Перебираясь в злокозненный Магриб, полный шайтанов, гяуров и метрополитенов, восточный мигрант привозит с собой все свои моральные ценности, завернутые в арафатку, и старается не терять их — ибо жизненные ориентиры. И его можно понять: как нас пугают своей сложностью пакистанские автобусы, так пакистанца пугает схема лондонского метро. Метро беженец потом выучит, и даже наловчится ездить бесплатно, но иная иерархия в социуме его не убеждает в необходимости перекинуть джамперы в голове. Адаты отцов вечны и непреходящи.
***
Этого не понимают еврочиновники, воспитанные в пещерах трудолюбивыми гномами и легкомысленными фейри. Они считают, что для интеграции племени кочевников надо дать пособие и трудоустроить хотя бы главу семьи. А там само пойдет, как у всех. Папа будет работать за всех, а дети получать пособие. А вечером, надо понимать, папа будет приходить с работы, доставать из пакета вкусняшки, и они будут кушать ужин за одним столом. Ну, кто понял о чем я — тот уже веселится.

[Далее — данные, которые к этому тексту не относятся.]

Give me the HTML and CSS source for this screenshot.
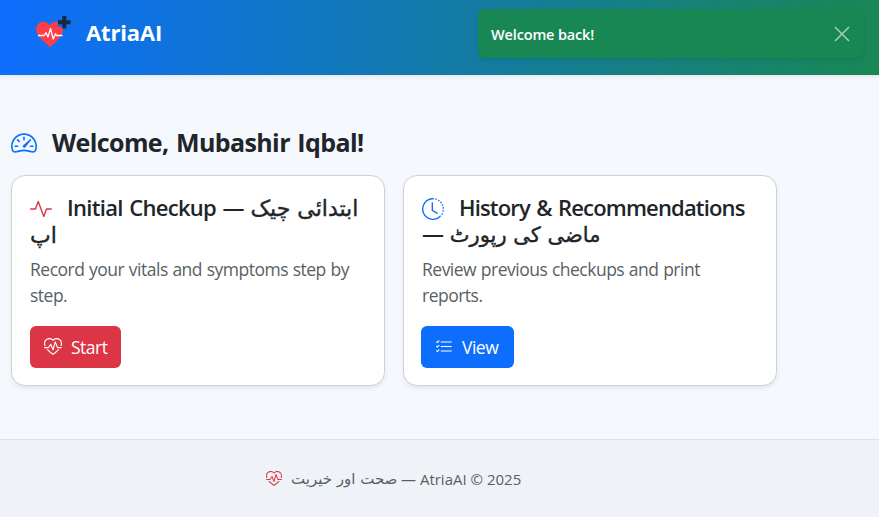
FILE: index.html
```html
<!DOCTYPE html>
<html lang="en">
<head>
<meta charset="utf-8">
<title>AtriaAI</title>
<link rel="stylesheet" href="styles.css">
</head>
<body>
<svg class="sprite" aria-hidden="true">
  <symbol id="heart-pulse" viewBox="0 0 16 16">
    <path d="m8 2.748-.717-.737C5.6.281 2.514.878 1.4 3.053.918 3.995.78 5.323 1.508 7H.43c-2.128-5.697 4.165-8.83 7.394-5.857q.09.083.176.171a3 3 0 0 1 .176-.17c3.23-2.974 9.522.159 7.394 5.856h-1.078c.728-1.677.59-3.005.108-3.947C13.486.878 10.4.28 8.717 2.01zM2.212 10h1.315C4.593 11.183 6.05 12.458 8 13.795c1.949-1.337 3.407-2.612 4.473-3.795h1.315c-1.265 1.566-3.14 3.25-5.788 5-2.648-1.75-4.523-3.434-5.788-5"/>
    <path d="M10.464 3.314a.5.5 0 0 0-.945.049L7.921 8.956 6.464 5.314a.5.5 0 0 0-.88-.091L3.732 8H.5a.5.5 0 0 0 0 1H4a.5.5 0 0 0 .416-.223l1.473-2.209 1.647 4.118a.5.5 0 0 0 .945-.049l1.598-5.593 1.457 3.642A.5.5 0 0 0 12 9h3.5a.5.5 0 0 0 0-1h-3.162z"/>
  </symbol>
</svg>

<header class="navbar">
  <svg class="logo" viewBox="0 0 36 32">
    <path fill="#ff3d47" d="M15 31.200C9 25.500 1.200 20.500 1.200 13.300C1.200 8.500 4.500 5.700 8.300 5.700c2.700 0 5 1.300 6.400 3.500C16.200 7 18.500 5.700 21 5.700c.6 0 1.200.1 1.700.2V11h5.100v.8c.1.500.2 1 .2 1.500C28 20.500 21 25.500 15 31.200z"/>
    <path fill="none" stroke="#fff" stroke-width="1.300" stroke-linejoin="round" d="M3 19.500h6.300l1.700-2.800 2 4.300 2.500-8.500 2.700 10.500 2.300-5.200 1 1.700H27.500"/>
    <path fill="#15283f" d="M27.300 0h4v4.300h4.300v4h-4.300v4.300h-4V8.300H23v-4h4.300z"/>
  </svg>
  <span class="brand">AtriaAI</span>
  <div class="toast">
    <span class="toast-text">Welcome back!</span>
    <svg class="close" viewBox="0 0 16 16"><path d="M1 1 15 15M15 1 1 15"/></svg>
  </div>
</header>

<main class="content">
  <h1 class="welcome">
    <svg class="icon blue" viewBox="0 0 16 16">
      <path d="M8 4a.5.5 0 0 1 .5.5V6a.5.5 0 0 1-1 0V4.500A.5.5 0 0 1 8 4zM3.732 5.732a.5.5 0 0 1 .707 0l.915.914a.5.5 0 1 1-.708.708l-.914-.915a.5.5 0 0 1 0-.707zM2 10a.5.5 0 0 1 .5-.5h1.586a.5.5 0 0 1 0 1H2.500A.5.5 0 0 1 2 10zm9.500 0a.5.5 0 0 1 .5-.5h1.500a.5.5 0 0 1 0 1H12a.5.5 0 0 1-.5-.5zm.754-4.246a.389.389 0 0 0-.527-.02L7.547 9.310a.91.91 0 1 0 1.302 1.258l3.434-4.297a.389.389 0 0 0-.029-.518z"/>
      <path fill-rule="evenodd" d="M0 10a8 8 0 1 1 15.547 2.661c-.442 1.253-1.845 1.602-2.932 1.250C11.309 13.488 9.475 13 8 13c-1.474 0-3.310.488-4.615.911-1.087.352-2.490.003-2.932-1.250A7.988 7.988 0 0 1 0 10zm8-7a7 7 0 0 0-6.603 9.329c.203.575.923.876 1.680.63C4.397 12.533 6.358 12 8 12s3.604.532 4.923.96c.757.245 1.477-.056 1.680-.631A7 7 0 0 0 8 3z"/>
    </svg>
    <span>Welcome, Mubashir Iqbal!</span>
  </h1>
  <div class="cards">
    <section class="card">
      <h2 class="card-title">
        <svg class="icon red" viewBox="0 0 16 16"><path d="M6 2a.5.5 0 0 1 .47.33L10 12.036l1.530-4.208A.5.5 0 0 1 12 7.500h3.500a.5.5 0 0 1 0 1h-3.150l-1.880 5.170a.5.5 0 0 1-.94 0L6 3.964 4.470 8.171A.5.5 0 0 1 4 8.500H.5a.5.5 0 0 1 0-1h3.150l1.880-5.170A.5.5 0 0 1 6 2Z"/></svg><span class="checkup">Initial Checkup — </span><span class="urdu" lang="ur">ابتدائی چیک<br>اپ</span>
      </h2>
      <p class="desc record">Record your vitals and symptoms step by<br>step.</p>
      <a class="btn start"><svg class="icon" viewBox="0 0 16 16"><use href="#heart-pulse"/></svg><span>Start</span></a>
    </section>
    <section class="card">
      <h2 class="card-title">
        <svg class="icon blue" viewBox="0 0 16 16">
          <path d="M8.515 1.019A7 7 0 0 0 8 1V0a8 8 0 0 1 .589.022zm2.004.45a7 7 0 0 0-.985-.299l.219-.976q.576.129 1.126.342zm1.370.71a7 7 0 0 0-.439-.27l.493-.87a8 8 0 0 1 .979.654l-.615.789a7 7 0 0 0-.418-.302zm1.834 1.790a7 7 0 0 0-.653-.796l.724-.69q.406.429.747.91zm.744 1.352a7 7 0 0 0-.214-.468l.893-.45a8 8 0 0 1 .45 1.088l-.95.313a7 7 0 0 0-.179-.483m.53 2.507a7 7 0 0 0-.1-1.025l.985-.17q.1.58.116 1.170zm-.131 1.538q.05-.254.081-.51l.993.123a8 8 0 0 1-.23 1.155l-.964-.267q.069-.247.12-.501m-.952 2.379q.276-.436.486-.908l.914.405q-.24.54-.555 1.038zm-.964 1.205q.183-.183.35-.378l.758.653a8 8 0 0 1-.401.432z"/>
          <path d="M8 1a7 7 0 1 0 4.950 11.950l.707.707A8.001 8.001 0 1 1 8 0z"/>
          <path d="M7.500 3a.5.5 0 0 1 .5.5v5.210l3.248 1.856a.5.5 0 0 1-.496.868l-3.500-2A.5.5 0 0 1 7 9V3.500a.5.5 0 0 1 .5-.5"/>
        </svg><span class="history">History &amp; Recommendations</span><br><span>— </span><span class="urdu report" lang="ur">ماضی کی رپورٹ</span>
      </h2>
      <p class="desc review">Review previous checkups and print<br>reports.</p>
      <a class="btn view"><svg class="icon" viewBox="0 0 16 16"><path d="M5 11.500a.5.5 0 0 1 .5-.5h9a.5.5 0 0 1 0 1h-9a.5.5 0 0 1-.5-.5m0-4a.5.5 0 0 1 .5-.5h9a.5.5 0 0 1 0 1h-9a.5.5 0 0 1-.5-.5m0-4a.5.5 0 0 1 .5-.5h9a.5.5 0 0 1 0 1h-9a.5.5 0 0 1-.5-.5M3.854 2.146a.5.5 0 0 1 0 .708l-1.500 1.500a.5.5 0 0 1-.708 0l-.5-.5a.5.5 0 1 1 .708-.708L2 3.293l1.146-1.147a.5.5 0 0 1 .708 0m0 4a.5.5 0 0 1 0 .708l-1.500 1.500a.5.5 0 0 1-.708 0l-.5-.5a.5.5 0 1 1 .708-.708L2 7.293l1.146-1.147a.5.5 0 0 1 .708 0m0 4a.5.5 0 0 1 0 .708l-1.500 1.500a.5.5 0 0 1-.708 0l-.5-.5a.5.5 0 0 1 .708-.708l.146.147 1.146-1.147a.5.5 0 0 1 .708 0"/></svg><span>View</span></a>
    </section>
  </div>
</main>

<footer class="footer">
  <svg class="icon red" viewBox="0 0 16 16"><use href="#heart-pulse"/></svg>
  <span class="urdu" lang="ur">صحت اور خیریت</span>
  <span class="copyright">— AtriaAI © 2025</span>
</footer>
</body>
</html>
```
FILE: styles.css
```css
* { box-sizing: border-box; }

body {
  margin: 0;
  height: 517px;
  display: flex;
  flex-direction: column;
  overflow: hidden;
  background: #f5f9fd;
  color: #212529;
  font-family: "Open Sans", "Noto Sans", "DejaVu Sans", sans-serif;
}

h1, h2, p { margin: 0; }
.sprite { position: absolute; width: 0; height: 0; }
.icon { fill: currentColor; flex: none; }
.blue { color: #0d6efd; }
.red { color: #dc3545; }
.urdu { font-family: "DejaVu Sans", sans-serif; letter-spacing: 0; word-spacing: 0; }

.navbar {
  position: relative;
  flex: none;
  height: 75px;
  padding: 16px 0 0 35px;
  display: flex;
  align-items: flex-start;
  background: linear-gradient(90deg, #0d6efd, #198754);
  box-shadow: 0 2px 4px rgba(0, 0, 0, .075);
}
.logo { width: 36px; height: 32px; }
.brand {
  margin-left: 15px;
  color: #fff;
  font-size: 22px;
  font-weight: 700;
  line-height: 33px;
  letter-spacing: -.15px;
}
.toast {
  position: absolute;
  left: 478px;
  top: 9px;
  width: 385px;
  height: 49px;
  padding: 0 13px;
  display: flex;
  align-items: center;
  justify-content: space-between;
  border-radius: 6px;
  background: #198754;
  box-shadow: 0 2px 4px rgba(0, 0, 0, .075);
  color: #fff;
}
.toast-text { padding-top: 1px; font-size: 14.500px; font-weight: 600; letter-spacing: -.15px; }
.close { width: 16px; height: 16px; fill: none; stroke: rgba(255, 255, 255, .6); stroke-width: 1.500; }

.content { flex: none; height: 364px; padding: 50px 0 0 11px; }
.welcome {
  height: 36px;
  display: flex;
  align-items: center;
  gap: 15px;
  font-size: 25px;
  font-weight: 700;
  line-height: 34px;
  letter-spacing: -.6px;
  word-spacing: 1.500px;
  white-space: nowrap;
}
.welcome span { padding-bottom: 2px; }
.welcome .icon { width: 26px; height: 26px; }

.cards { margin-top: 14px; display: grid; grid-template-columns: 374px 374px; gap: 18px; }
.card {
  height: 211px;
  padding: 18px;
  border: 1px solid #cfd2d5;
  border-radius: 14px;
  background: #fff;
  box-shadow: 0 2px 4px rgba(0, 0, 0, .075);
}
.card-title {
  height: 53px;
  font-size: 22px;
  font-weight: 600;
  line-height: 26px;
  letter-spacing: -.7px;
  word-spacing: 1.500px;
  white-space: nowrap;
}
.card-title .icon { width: 22px; height: 22px; margin-right: 15px; vertical-align: -4px; }
.card-title .urdu { font-size: 22px; font-weight: 400; line-height: 25px; -webkit-text-stroke: .4px; }
.card-title .report { font-size: 21px; }
.history { letter-spacing: -.84px; }
.desc {
  margin-top: 9px;
  color: #595f64;
  font-size: 17.500px;
  line-height: 26px;
  letter-spacing: -.5px;
  word-spacing: .6px;
  white-space: nowrap;
}
.btn {
  height: 42px;
  margin-top: 18px;
  padding: 0 14px;
  display: inline-flex;
  align-items: center;
  border-radius: 6px;
  color: #fff;
  font-size: 17.500px;
  letter-spacing: -.5px;
}
.btn .icon { width: 18px; height: 18px; margin-right: 9px; }
.start { width: 91px; background: #dc3545; }
.view { width: 93px; margin-left: -1px; background: #0d6efd; }

.footer {
  flex: 1;
  padding-left: 266px;
  display: flex;
  align-items: center;
  border-top: 1px solid #dbe1e5;
  background: #eff3f8;
  color: #595f64;
  font-size: 15px;
  white-space: nowrap;
}
.footer .icon { width: 16px; height: 16px; margin-right: 9px; }
.footer .urdu { width: 110px; }
```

Предложение физической и прочей наемной работы само по себе непривлекательно для восточного мужчины (разве что как временный модус вивенди). А увеличение размеров пособия как раз входит в разряд «уважаемых занятий», поэтому все заканчивается более чем предсказуемо — паразитирование на социале становится деятельностью, не осуждаемой диаспорой. Наоборот, это же разновидность «купи кувшин», практически базар, и чем крупнее ты наебал контрагента — тем больше ты баши. Это то, что относится к «первому».
А ко «второму» — любая работа, доступная мигранту, не поднимает его социально до уровня местных гяуров, хоть ты разбейся в лепешку о фрезерный станок или плиту в Макдональдсе. Аргументы типа знания языка, уровня образования и квалификации никак не действуют на сознание мигранта. Живем один раз. В тридцать лет начинать с первого класса нетерпимо. И если человек привык быть уважаемым в говне, он желает примерно того же в меду — то есть, бывшему чайханщику в засранном мухами Пенджабе социально соответствует позиция владельца ароматного венского кофейного бутика.